** GIVEN DATA **
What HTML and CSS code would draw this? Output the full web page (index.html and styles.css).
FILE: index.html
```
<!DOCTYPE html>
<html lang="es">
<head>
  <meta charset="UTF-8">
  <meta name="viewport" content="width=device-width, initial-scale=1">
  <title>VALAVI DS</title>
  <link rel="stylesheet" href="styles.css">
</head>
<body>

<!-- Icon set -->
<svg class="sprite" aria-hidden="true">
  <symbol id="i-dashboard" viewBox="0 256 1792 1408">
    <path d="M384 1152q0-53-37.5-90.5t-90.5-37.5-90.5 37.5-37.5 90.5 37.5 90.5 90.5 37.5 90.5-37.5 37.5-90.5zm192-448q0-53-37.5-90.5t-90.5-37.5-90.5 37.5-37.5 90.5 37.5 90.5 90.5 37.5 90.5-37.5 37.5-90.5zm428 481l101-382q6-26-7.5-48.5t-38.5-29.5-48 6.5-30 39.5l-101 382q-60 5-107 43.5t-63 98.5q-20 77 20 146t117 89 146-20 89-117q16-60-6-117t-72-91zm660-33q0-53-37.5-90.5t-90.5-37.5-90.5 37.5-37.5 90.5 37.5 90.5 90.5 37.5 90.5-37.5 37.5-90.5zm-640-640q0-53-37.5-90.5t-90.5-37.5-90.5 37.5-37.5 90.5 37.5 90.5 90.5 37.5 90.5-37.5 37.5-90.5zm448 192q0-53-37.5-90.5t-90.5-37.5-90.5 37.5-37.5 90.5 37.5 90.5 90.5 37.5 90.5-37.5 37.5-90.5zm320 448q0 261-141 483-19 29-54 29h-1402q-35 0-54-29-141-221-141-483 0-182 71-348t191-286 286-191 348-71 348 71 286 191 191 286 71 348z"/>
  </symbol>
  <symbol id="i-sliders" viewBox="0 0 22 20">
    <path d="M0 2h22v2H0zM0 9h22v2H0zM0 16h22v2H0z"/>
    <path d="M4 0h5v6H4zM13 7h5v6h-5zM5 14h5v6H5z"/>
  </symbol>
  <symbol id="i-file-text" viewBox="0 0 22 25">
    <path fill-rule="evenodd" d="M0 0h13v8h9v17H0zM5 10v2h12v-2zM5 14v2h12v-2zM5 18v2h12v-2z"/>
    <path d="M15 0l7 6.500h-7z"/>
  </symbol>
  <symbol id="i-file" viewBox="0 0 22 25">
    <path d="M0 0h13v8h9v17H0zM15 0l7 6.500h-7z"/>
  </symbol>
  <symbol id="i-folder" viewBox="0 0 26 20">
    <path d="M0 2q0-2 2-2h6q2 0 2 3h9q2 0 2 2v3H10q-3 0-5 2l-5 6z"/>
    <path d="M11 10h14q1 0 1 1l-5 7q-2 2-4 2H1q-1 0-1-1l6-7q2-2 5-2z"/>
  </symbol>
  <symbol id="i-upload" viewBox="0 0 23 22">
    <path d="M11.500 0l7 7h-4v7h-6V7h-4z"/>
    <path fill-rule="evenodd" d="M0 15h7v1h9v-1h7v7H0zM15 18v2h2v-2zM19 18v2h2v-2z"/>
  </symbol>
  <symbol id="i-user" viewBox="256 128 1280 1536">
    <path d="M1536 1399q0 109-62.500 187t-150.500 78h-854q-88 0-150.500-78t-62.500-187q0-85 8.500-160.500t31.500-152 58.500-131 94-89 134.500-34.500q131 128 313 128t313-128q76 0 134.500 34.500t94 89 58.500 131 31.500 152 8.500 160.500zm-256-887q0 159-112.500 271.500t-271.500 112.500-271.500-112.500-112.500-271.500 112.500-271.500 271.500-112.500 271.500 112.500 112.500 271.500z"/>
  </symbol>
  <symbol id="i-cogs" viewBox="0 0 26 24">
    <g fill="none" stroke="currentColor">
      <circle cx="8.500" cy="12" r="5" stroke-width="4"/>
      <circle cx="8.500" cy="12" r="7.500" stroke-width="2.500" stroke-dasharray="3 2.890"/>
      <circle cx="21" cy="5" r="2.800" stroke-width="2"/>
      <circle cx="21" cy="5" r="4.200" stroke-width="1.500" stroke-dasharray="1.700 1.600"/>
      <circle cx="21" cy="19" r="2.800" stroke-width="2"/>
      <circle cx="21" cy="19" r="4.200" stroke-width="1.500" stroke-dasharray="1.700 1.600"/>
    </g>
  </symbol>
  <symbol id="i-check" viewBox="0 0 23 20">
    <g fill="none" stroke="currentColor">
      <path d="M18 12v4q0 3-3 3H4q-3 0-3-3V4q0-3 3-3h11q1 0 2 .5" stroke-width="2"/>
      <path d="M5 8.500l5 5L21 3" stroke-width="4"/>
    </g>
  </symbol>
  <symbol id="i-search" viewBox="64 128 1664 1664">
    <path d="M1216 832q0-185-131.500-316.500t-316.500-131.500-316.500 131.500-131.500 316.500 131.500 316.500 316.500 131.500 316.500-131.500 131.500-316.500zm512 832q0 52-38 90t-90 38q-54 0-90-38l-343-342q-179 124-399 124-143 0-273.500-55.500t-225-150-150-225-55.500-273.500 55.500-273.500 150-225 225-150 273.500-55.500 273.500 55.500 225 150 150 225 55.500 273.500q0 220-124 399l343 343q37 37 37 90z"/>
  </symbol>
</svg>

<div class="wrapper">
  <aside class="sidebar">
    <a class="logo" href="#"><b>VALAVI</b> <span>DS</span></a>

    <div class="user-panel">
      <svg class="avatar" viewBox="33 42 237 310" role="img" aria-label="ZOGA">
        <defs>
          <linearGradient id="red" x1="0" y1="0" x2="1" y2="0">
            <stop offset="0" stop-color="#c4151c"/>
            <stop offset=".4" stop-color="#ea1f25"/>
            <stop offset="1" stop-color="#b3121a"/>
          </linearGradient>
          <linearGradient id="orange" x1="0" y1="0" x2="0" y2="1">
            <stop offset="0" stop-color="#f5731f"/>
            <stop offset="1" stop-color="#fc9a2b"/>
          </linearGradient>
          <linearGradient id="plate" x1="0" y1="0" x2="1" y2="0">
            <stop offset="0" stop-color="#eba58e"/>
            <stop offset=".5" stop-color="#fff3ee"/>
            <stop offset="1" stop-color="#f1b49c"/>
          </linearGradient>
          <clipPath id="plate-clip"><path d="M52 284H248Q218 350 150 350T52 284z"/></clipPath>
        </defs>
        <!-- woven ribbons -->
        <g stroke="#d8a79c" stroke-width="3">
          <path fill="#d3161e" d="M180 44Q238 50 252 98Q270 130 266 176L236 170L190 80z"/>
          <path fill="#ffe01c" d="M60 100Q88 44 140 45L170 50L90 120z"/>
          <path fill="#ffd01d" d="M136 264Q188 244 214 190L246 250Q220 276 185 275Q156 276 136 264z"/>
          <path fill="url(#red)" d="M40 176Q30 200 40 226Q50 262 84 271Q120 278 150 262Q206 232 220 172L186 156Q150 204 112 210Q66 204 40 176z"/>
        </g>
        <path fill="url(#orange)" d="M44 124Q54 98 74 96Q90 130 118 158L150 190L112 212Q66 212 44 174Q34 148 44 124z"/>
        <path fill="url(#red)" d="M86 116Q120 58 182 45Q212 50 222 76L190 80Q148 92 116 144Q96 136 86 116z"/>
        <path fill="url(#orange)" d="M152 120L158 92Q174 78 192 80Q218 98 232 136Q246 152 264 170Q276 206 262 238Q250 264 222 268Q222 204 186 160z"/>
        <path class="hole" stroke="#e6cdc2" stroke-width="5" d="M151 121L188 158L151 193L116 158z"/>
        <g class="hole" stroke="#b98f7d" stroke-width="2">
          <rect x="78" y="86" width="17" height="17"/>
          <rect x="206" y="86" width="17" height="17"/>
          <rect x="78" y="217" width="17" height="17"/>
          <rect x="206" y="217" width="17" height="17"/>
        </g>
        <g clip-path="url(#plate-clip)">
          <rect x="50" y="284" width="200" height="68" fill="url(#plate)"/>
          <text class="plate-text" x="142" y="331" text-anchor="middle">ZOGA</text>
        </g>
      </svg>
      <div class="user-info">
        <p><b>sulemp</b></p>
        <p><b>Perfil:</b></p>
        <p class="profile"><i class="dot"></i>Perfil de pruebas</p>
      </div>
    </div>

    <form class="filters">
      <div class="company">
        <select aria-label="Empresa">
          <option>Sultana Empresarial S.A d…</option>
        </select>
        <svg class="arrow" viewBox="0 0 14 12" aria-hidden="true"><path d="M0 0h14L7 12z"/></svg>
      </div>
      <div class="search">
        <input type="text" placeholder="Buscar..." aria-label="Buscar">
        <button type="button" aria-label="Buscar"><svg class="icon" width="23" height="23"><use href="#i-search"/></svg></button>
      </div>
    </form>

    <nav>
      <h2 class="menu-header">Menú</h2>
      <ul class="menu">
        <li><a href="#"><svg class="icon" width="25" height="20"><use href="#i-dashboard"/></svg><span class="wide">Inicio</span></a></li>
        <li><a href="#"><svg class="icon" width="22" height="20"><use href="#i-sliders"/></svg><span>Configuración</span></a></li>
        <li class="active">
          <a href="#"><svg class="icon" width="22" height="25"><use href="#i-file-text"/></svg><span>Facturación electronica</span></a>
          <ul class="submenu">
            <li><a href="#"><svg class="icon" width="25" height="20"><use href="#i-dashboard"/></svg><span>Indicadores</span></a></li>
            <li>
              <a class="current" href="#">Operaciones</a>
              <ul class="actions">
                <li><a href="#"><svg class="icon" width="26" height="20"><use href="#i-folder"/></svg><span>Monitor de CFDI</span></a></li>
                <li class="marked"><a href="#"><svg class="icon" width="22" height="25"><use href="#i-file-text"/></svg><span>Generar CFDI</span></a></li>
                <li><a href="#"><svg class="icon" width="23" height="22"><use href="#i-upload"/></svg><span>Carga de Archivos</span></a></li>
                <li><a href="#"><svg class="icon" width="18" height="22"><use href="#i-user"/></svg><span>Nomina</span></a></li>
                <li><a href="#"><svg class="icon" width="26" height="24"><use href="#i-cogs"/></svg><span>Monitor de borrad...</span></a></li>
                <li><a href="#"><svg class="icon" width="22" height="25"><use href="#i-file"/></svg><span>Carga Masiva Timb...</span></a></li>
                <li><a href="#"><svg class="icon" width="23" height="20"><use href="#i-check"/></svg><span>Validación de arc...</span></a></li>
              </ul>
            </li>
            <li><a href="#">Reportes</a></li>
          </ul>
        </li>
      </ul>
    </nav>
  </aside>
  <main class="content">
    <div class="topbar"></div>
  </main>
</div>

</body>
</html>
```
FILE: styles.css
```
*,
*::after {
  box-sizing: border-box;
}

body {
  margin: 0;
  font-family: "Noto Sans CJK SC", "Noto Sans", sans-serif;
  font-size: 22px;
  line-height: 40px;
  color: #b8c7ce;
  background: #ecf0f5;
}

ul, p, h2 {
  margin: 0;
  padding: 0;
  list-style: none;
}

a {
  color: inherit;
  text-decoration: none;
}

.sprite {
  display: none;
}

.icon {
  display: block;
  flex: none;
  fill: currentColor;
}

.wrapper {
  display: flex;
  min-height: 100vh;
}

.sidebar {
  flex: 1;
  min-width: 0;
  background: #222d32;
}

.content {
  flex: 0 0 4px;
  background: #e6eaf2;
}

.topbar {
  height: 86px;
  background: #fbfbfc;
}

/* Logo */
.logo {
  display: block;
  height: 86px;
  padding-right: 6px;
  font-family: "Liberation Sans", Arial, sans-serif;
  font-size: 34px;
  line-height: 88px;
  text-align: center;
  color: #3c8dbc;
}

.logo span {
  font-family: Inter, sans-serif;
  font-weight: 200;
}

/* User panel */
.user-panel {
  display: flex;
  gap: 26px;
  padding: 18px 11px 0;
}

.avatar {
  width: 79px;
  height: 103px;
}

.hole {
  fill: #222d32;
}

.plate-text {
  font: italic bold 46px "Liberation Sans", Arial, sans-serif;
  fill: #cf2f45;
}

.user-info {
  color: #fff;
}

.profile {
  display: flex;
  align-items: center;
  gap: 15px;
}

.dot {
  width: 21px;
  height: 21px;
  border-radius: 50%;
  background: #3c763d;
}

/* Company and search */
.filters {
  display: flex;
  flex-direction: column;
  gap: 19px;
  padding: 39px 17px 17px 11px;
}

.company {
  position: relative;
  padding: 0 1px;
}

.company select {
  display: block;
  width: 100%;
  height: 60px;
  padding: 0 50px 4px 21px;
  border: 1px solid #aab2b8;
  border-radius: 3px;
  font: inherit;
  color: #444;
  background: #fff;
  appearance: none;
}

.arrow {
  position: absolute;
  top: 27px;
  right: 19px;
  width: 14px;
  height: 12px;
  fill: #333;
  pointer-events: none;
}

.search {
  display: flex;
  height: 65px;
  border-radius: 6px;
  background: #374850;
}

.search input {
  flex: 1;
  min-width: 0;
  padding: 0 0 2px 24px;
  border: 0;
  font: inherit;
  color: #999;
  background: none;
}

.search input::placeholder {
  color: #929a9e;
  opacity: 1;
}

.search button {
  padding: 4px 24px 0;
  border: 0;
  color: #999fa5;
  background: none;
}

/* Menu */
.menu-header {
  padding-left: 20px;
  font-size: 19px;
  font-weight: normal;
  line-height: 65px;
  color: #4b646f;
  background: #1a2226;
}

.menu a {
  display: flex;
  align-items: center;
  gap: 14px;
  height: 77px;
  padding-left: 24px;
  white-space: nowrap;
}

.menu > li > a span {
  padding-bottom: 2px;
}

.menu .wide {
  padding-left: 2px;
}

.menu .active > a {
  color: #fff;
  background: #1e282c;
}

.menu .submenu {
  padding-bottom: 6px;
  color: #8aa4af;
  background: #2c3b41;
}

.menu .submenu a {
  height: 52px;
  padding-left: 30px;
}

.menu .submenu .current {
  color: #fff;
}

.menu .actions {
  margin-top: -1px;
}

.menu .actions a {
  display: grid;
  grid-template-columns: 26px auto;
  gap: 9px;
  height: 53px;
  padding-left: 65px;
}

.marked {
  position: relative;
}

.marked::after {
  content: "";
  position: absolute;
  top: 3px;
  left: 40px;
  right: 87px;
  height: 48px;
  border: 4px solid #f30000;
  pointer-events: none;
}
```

** STATED PROBLEM **
Which lines in the data above contain "index"? Show each one.

** COMPLETED TASK **
What HTML and CSS code would draw this? Output the full web page (index.html and styles.css).
FILE: index.html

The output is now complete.